The U.S. dollar-denominated issue is the first Eurobond placement in the two years since Moscow was slapped with sanctions over its intervention in Ukraine and has been organized without the help of any Western banks. A Eurobond is a bond sold outside the country in whose currency it is denominated.
According to Russian news agency, RIA, investor demand for the 10-year paper had amounted to $6.3 billion by Tuesday morning.
Nomura's Timothy Ash said Tuesday that the bond looked 'half-baked' and the Russian Ministry of Finance risked looking stupid.
"It seems to just show weakness, not strength, so why bother? Are the Russian authorities so desperate for the cash?," Ash said in an email.
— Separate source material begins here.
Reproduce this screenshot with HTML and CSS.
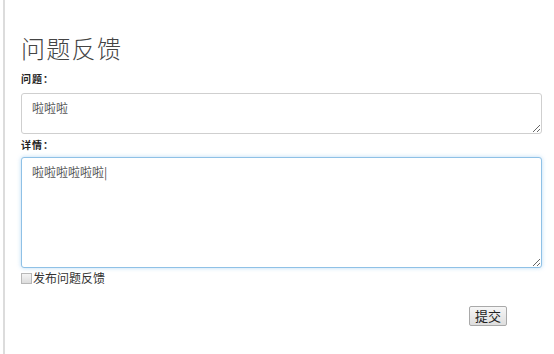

"I cannot quite understand why the Russians came with this issue, which has no Western banks lead managing, no Western paying agents and the bond is not euro-clearable. So it is very hard for Western institutional investors to participate."
A deal notice issued to investors Monday showed Russia was selling the Eurobond with a guided yield to between 4.65 and 4.9 percent.
Maria Radchenko, senior analyst on fixed income at BCS Prime expects the yield will be less once the settlement date is fulfilled on Friday May 27.
Radchenko told CNBC that the announcement of the Eurobond and its forecast yield, caused a sell-off in Russian sovereign bonds.
"At the same time, there were no corresponding sales in Russian corporate Eurobonds, thus we can't say that investors' appetite to Russian risk is cooling down," she said Tuesday.